TEMPO.CO, Jakarta - Komisi Pemberantasan Korupsi menggeledah kediaman Ketua DPR RI Setya Novanto di Jalan Wijaya XIII Nomor 19, Melawai, Jakarta Selatan pada Rabu malam, 15 November 2017. Kuasa hukum Setya, Fredrich Yunadi mengatakan awalnya KPK berniat menjemput paksa Novanto.
“Betul (mau menjemput paksa),” kata Fredrich saat ditemui di rumah Setya, Rabu malam. Menurut Fredrich, sekitar lebih dari 20 penyidik KPK menunggu kedatangan Novanto selama 40 menit. “Saya bilang silakan tunggu, akhirnya dia (penyidik) bilang boleh tidak menggeledah lalu saya bilang silahkan tapi kita awasi.”
Baca: KPK Geledah Rumah Setya Novanto, Sita Rekaman CCTV
Fredrich mengatakan saat itu dirinya tengah menunggu Setya Novanto sejak pukul 19.00 di kediamannya. Bukannya Setya, malah penyidik KPK yang datang disertai dengan beberapa anggota Brimob untuk mengamankan penjemputan tersebut. “Mereka datang dengan sopan dan memberitahukan dengan surat perintah penangkapan, surat tugas, dan surat penggeledahan lalu tanya dimana Pak Setya Novanto,” kata Fredrich.
Selama lima jam, menurut Fredrich, para penyidik KPK menggeledah rumah mewah Setya tersebut. “Sampai ruang kerjanya, lemari bajunya, surat-suratnya, bahkan foto-fotonya digeledah. Enggak ada apapun yang rahasia," kata dia.

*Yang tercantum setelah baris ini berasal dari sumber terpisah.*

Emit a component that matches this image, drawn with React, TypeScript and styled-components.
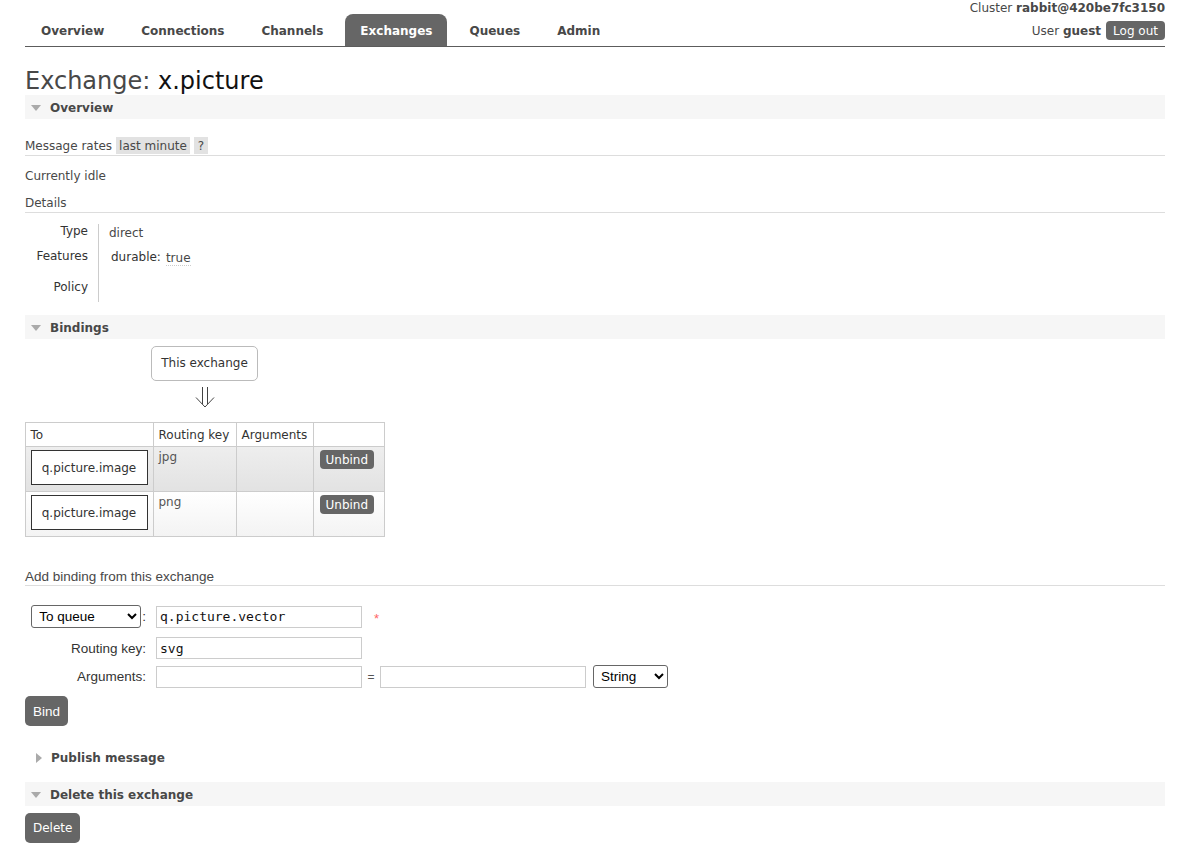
import React from "react";
import styled, { createGlobalStyle } from "styled-components";

const GlobalStyle = createGlobalStyle`
  html, body { margin: 0; padding: 0; background: #fff; }
  body {
    font-family: "DejaVu Sans", Verdana, sans-serif;
    font-size: 12px;
    color: #484848;
  }
  * { box-sizing: border-box; }
`;

const Page = styled.div`
  padding: 0 29px 40px 25px;
`;

/* ---------- header ---------- */
const Header = styled.header`
  display: flex;
  justify-content: space-between;
  align-items: flex-end;
  border-bottom: 1px solid #5c5c5c;
`;

const Nav = styled.nav`
  display: flex;
  padding-left: 1px;
`;

const Tab = styled.a<{ $active?: boolean }>`
  display: block;
  height: 32px;
  line-height: 34px;
  padding: 0 15px;
  margin-right: 7px;
  font-weight: bold;
  font-size: 12px;
  border-radius: 8px 8px 0 0;
  cursor: pointer;
  color: ${(p) => (p.$active ? "#fff" : "#484848")};
  background: ${(p) => (p.$active ? "#666" : "transparent")};
`;

const Meta = styled.div`
  display: flex;
  flex-direction: column;
  align-items: flex-end;
  padding-bottom: 6px;
`;

const MetaLine = styled.div`
  line-height: 17px;
  white-space: nowrap;
`;

const UserLine = styled.div`
  display: flex;
  align-items: center;
  gap: 5px;
  margin-top: 4px;
  white-space: nowrap;
`;

const Bold = styled.b`
  font-weight: bold;
`;

const DarkButton = styled.button<{ $h: number; $font?: string; $radius?: number; $pad?: number }>`
  display: inline-flex;
  align-items: center;
  justify-content: center;
  height: ${(p) => p.$h}px;
  padding: 0 ${(p) => p.$pad ?? 7}px;
  border: none;
  border-radius: ${(p) => p.$radius ?? 4}px;
  background: #666;
  color: #fff;
  font-family: ${(p) => p.$font ?? `"DejaVu Sans", Verdana, sans-serif`};
  font-size: ${(p) => (p.$font ? "13.5px" : "12px")};
  cursor: pointer;
  white-space: nowrap;
`;

/* ---------- title + sections ---------- */
const Title = styled.h1`
  margin: 20px 0 0;
  font-size: 24px;
  line-height: 28px;
  font-weight: normal;
  color: #484848;
  white-space: nowrap;
`;

const TitleName = styled.span`
  color: #111;
`;

const SectionBar = styled.h2<{ $filled?: boolean; $mt?: number }>`
  display: flex;
  align-items: center;
  height: 24px;
  margin: ${(p) => p.$mt ?? 0}px 0 0;
  padding: 1px 0 0 6px;
  font-size: 12px;
  font-weight: bold;
  color: #484848;
  background: ${(p) => (p.$filled ? "#f6f6f6" : "transparent")};
`;

const Caret = styled.span<{ $open: boolean }>`
  display: inline-block;
  width: 0;
  height: 0;
  margin-right: 9px;
  margin-left: ${(p) => (p.$open ? 0 : 5)}px;
  ${(p) =>
    p.$open
      ? `border-left: 5px solid transparent; border-right: 5px solid transparent; border-top: 6px solid #aaa;`
      : `border-top: 5px solid transparent; border-bottom: 5px solid transparent; border-left: 6px solid #aaa;`}
`;

const RateRow = styled.div`
  display: flex;
  align-items: flex-start;
  gap: 4px;
  height: 19px;
  margin-top: 18px;
  border-bottom: 1px solid #ddd;
  line-height: 18px;
`;

const RateTag = styled.span<{ $pad: number }>`
  display: inline-block;
  height: 17px;
  padding: 0 ${(p) => p.$pad}px;
  background: #e2e2e2;
  color: #484848;
`;

const Plain = styled.div<{ $mt: number }>`
  margin-top: ${(p) => p.$mt}px;
  line-height: 18px;
`;

const SubHeading = styled.div<{ $mt: number; $alt?: boolean }>`
  margin-top: ${(p) => p.$mt}px;
  line-height: ${(p) => (p.$alt ? 17 : 18)}px;
  height: ${(p) => (p.$alt ? 18 : 19)}px;
  border-bottom: 1px solid #ddd;
  font-family: ${(p) => (p.$alt ? `"Liberation Sans", Arial, sans-serif` : "inherit")};
  font-size: ${(p) => (p.$alt ? "13.5px" : "12px")};
`;

/* ---------- details ---------- */
const DetailsGrid = styled.div`
  display: grid;
  grid-template-columns: 74px auto;
  margin-top: 11px;
`;

const DetailLabel = styled.div<{ $h: number; $pt: number }>`
  height: ${(p) => p.$h}px;
  padding: ${(p) => p.$pt}px 10px 0 0;
  text-align: right;
  border-right: 1px solid #ccc;
  line-height: 14px;
  color: #333;
`;

const DetailValue = styled.div<{ $pt: number }>`
  padding: ${(p) => p.$pt}px 0 0 10px;
  line-height: 14px;
  display: flex;
  align-items: flex-start;
  gap: 5px;
`;

const FeatureKey = styled.span`
  margin-left: 2px;
  color: #333;
`;

const FeatureVal = styled.span`
  margin-top: 2px;
  border-bottom: 1px dotted #ccc;
  line-height: 13px;
`;

/* ---------- bindings ---------- */
const BindingsBlock = styled.div`
  display: flex;
  flex-direction: column;
  align-items: center;
  width: 359px;
`;

const ExchangeBox = styled.div`
  margin-top: 7px;
  height: 35px;
  line-height: 33px;
  padding: 0 9px;
  border: 1px solid #bbb;
  border-radius: 5px;
  color: #333;
`;

const ArrowWrap = styled.div`
  height: 41px;
  padding-top: 5px;
`;

const Table = styled.table`
  border-collapse: collapse;
  width: 359px;
  table-layout: fixed;
`;

const Th = styled.th`
  height: 24px;
  padding: 1px 5px 0;
  border: 1px solid #ccc;
  text-align: left;
  font-weight: normal;
  color: #333;
  background: #fff;
  white-space: nowrap;
`;

const Tr = styled.tr<{ $alt: boolean }>`
  height: 45px;
  background: ${(p) =>
    p.$alt
      ? "linear-gradient(#eeeeee, #e2e2e2)"
      : "linear-gradient(#ffffff, #f3f3f3)"};
`;

const Td = styled.td`
  padding: 3px 5px 0;
  border: 1px solid #ccc;
  vertical-align: top;
  line-height: 14px;
  color: #555;
`;

const QueueBox = styled.div`
  height: 35px;
  line-height: 34px;
  border: 1px solid #333;
  background: #fff;
  color: #333;
  text-align: center;
  white-space: nowrap;
`;

/* ---------- form ---------- */
const Form = styled.div`
  margin-top: 19px;
  font-family: "Liberation Sans", Arial, sans-serif;
  font-size: 13.5px;
  color: #333;
`;

const FormRow = styled.div<{ $mt?: number; $h: number }>`
  display: flex;
  align-items: center;
  height: ${(p) => p.$h}px;
  margin-top: ${(p) => p.$mt ?? 0}px;
`;

const FormLabel = styled.label`
  display: flex;
  align-items: center;
  justify-content: flex-end;
  gap: 1px;
  width: 131px;
  padding-right: 10px;
  white-space: nowrap;
`;

const Select = styled.select<{ $w: number }>`
  width: ${(p) => p.$w}px;
  height: 23px;
  padding: 0 3px;
  border: 1px solid #666;
  border-radius: 3px;
  background: #fff;
  color: #000;
  font-family: "Liberation Sans", Arial, sans-serif;
  font-size: 13.5px;
`;

const Input = styled.input`
  width: 206px;
  height: 22px;
  padding: 0 3px;
  border: 1px solid #ccc;
  background: #fff;
  color: #111;
  font-family: "DejaVu Sans Mono", "Liberation Mono", monospace;
  font-size: 13px;
  outline: none;
`;

const Required = styled.span`
  margin-left: 12px;
  color: #f66;
  font-size: 13px;
  line-height: 13px;
  padding-top: 3px;
`;

const Equals = styled.span`
  width: 18px;
  text-align: center;
  font-size: 12px;
  color: #555;
`;

const Gap = styled.span<{ $w: number }>`
  display: inline-block;
  width: ${(p) => p.$w}px;
`;

const ButtonRow = styled.div<{ $mt: number }>`
  margin-top: ${(p) => p.$mt}px;
`;

const Arrow = () => (
  <svg width="22" height="22" viewBox="0 0 22 22" fill="none" stroke="#444" strokeWidth="1">
    <path d="M8.5 1 V18" />
    <path d="M13.5 1 V18" />
    <path d="M2 11.5 L11 21 L20 11.5" />
  </svg>
);

const tabs = ["Overview", "Connections", "Channels", "Exchanges", "Queues", "Admin"];

const bindings = [
  { to: "q.picture.image", key: "jpg" },
  { to: "q.picture.image", key: "png" },
];

export default function App() {
  return (
    <Page>
      <GlobalStyle />
      <Header>
        <Nav>
          {tabs.map((t) => (
            <Tab key={t} $active={t === "Exchanges"}>
              {t}
            </Tab>
          ))}
        </Nav>
        <Meta>
          <MetaLine>
            Cluster <Bold>rabbit@420be7fc3150</Bold>
          </MetaLine>
          <UserLine>
            <span>
              User <Bold>guest</Bold>
            </span>
            <DarkButton $h={19} $pad={7}>Log out</DarkButton>
          </UserLine>
        </Meta>
      </Header>

      <Title>
        Exchange: <TitleName>x.picture</TitleName>
      </Title>

      <SectionBar $filled>
        <Caret $open />
        Overview
      </SectionBar>

      <RateRow>
        <span>Message rates</span>
        <RateTag $pad={3}>last minute</RateTag>
        <RateTag $pad={4}>?</RateTag>
      </RateRow>

      <Plain $mt={11}>Currently idle</Plain>
      <SubHeading $mt={9}>Details</SubHeading>

      <DetailsGrid>
        <DetailLabel $h={25} $pt={0}>Type</DetailLabel>
        <DetailValue $pt={2}>direct</DetailValue>
        <DetailLabel $h={25} $pt={0}>Features</DetailLabel>
        <DetailValue $pt={1}>
          <FeatureKey>durable:</FeatureKey>
          <FeatureVal>true</FeatureVal>
        </DetailValue>
        <DetailLabel $h={28} $pt={6}>Policy</DetailLabel>
        <DetailValue $pt={0} />
      </DetailsGrid>

      <SectionBar $filled $mt={13}>
        <Caret $open />
        Bindings
      </SectionBar>

      <BindingsBlock>
        <ExchangeBox>This exchange</ExchangeBox>
        <ArrowWrap>
          <Arrow />
        </ArrowWrap>
        <Table>
          <colgroup>
            <col style={{ width: 128 }} />
            <col style={{ width: 83 }} />
            <col style={{ width: 77 }} />
            <col style={{ width: 71 }} />
          </colgroup>
          <thead>
            <tr>
              <Th>To</Th>
              <Th>Routing key</Th>
              <Th>Arguments</Th>
              <Th />
            </tr>
          </thead>
          <tbody>
            {bindings.map((b, i) => (
              <Tr key={b.key} $alt={i === 0}>
                <Td>
                  <QueueBox>{b.to}</QueueBox>
                </Td>
                <Td>{b.key}</Td>
                <Td />
                <Td style={{ paddingLeft: 6 }}>
                  <DarkButton $h={19} $pad={6}>Unbind</DarkButton>
                </Td>
              </Tr>
            ))}
          </tbody>
        </Table>
      </BindingsBlock>

      <SubHeading $mt={31} $alt>Add binding from this exchange</SubHeading>

      <Form>
        <FormRow $h={23}>
          <FormLabel>
            <Select $w={110} defaultValue="queue">
              <option value="queue">To queue</option>
              <option value="exchange">To exchange</option>
            </Select>
            :
          </FormLabel>
          <Input defaultValue="q.picture.vector" />
          <Required>*</Required>
        </FormRow>
        <FormRow $h={22} $mt={9}>
          <FormLabel>Routing key:</FormLabel>
          <Input defaultValue="svg" />
        </FormRow>
        <FormRow $h={23} $mt={6}>
          <FormLabel>Arguments:</FormLabel>
          <Input />
          <Equals>=</Equals>
          <Input />
          <Gap $w={7} />
          <Select $w={75} defaultValue="string">
            <option value="string">String</option>
            <option value="number">Number</option>
            <option value="boolean">Boolean</option>
          </Select>
        </FormRow>
        <ButtonRow $mt={8}>
          <DarkButton $h={30} $pad={8} $radius={5} $font={`"Liberation Sans", Arial, sans-serif`}>
            Bind
          </DarkButton>
        </ButtonRow>
      </Form>

      <SectionBar $mt={19}>
        <Caret $open={false} />
        Publish message
      </SectionBar>

      <SectionBar $filled $mt={13}>
        <Caret $open />
        Delete this exchange
      </SectionBar>

      <ButtonRow $mt={7}>
        <DarkButton $h={30} $pad={8} $radius={5}>Delete</DarkButton>
      </ButtonRow>
    </Page>
  );
}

Baca: Setya Novanto Akan Jadi DPO oleh KPK, Pengacara: Silakan Saja
Dari hasil penggeledahan tersebut, Fredrich mengatakan, penyidik menyita rekaman kamera CCTV di kediaman Setya Novanto. Berdasarkan pantauan Tempo, penyidik juga keluar dengan menggiring beberapa koper berwarna hitam dan biru. Koper-koper tersebut sebelumnya dibawa oleh penyidik ketika memasuki kediaman Novanto.
Setya Novanto mangkir dari pemeriksaan KPK yang dijadwalkan pada Rabu, 15 November 2017. Dia akan diperiksa sebagai tersangka kasus dugaan korupsi proyek e-KTP. Pada hari yang sama, DPR menggelar sidang paripurna setelah masa reses.
Setya Novanto juga telah mangkir saat akan diperiksa sebagai saksi untuk tersangka Anang Sugiana Sudihardjo dalam kasus korupsi yang sama. Setya beralasan pemanggilan KPK harus melalui izin Presiden.
Hingga kini, KPK masih mencari keberadaan Setya Novanto. Bahkan, KPK telah mempertimbangkan untuk memasukkan Setya ke dalam Daftar Pencarian Orang (DPO).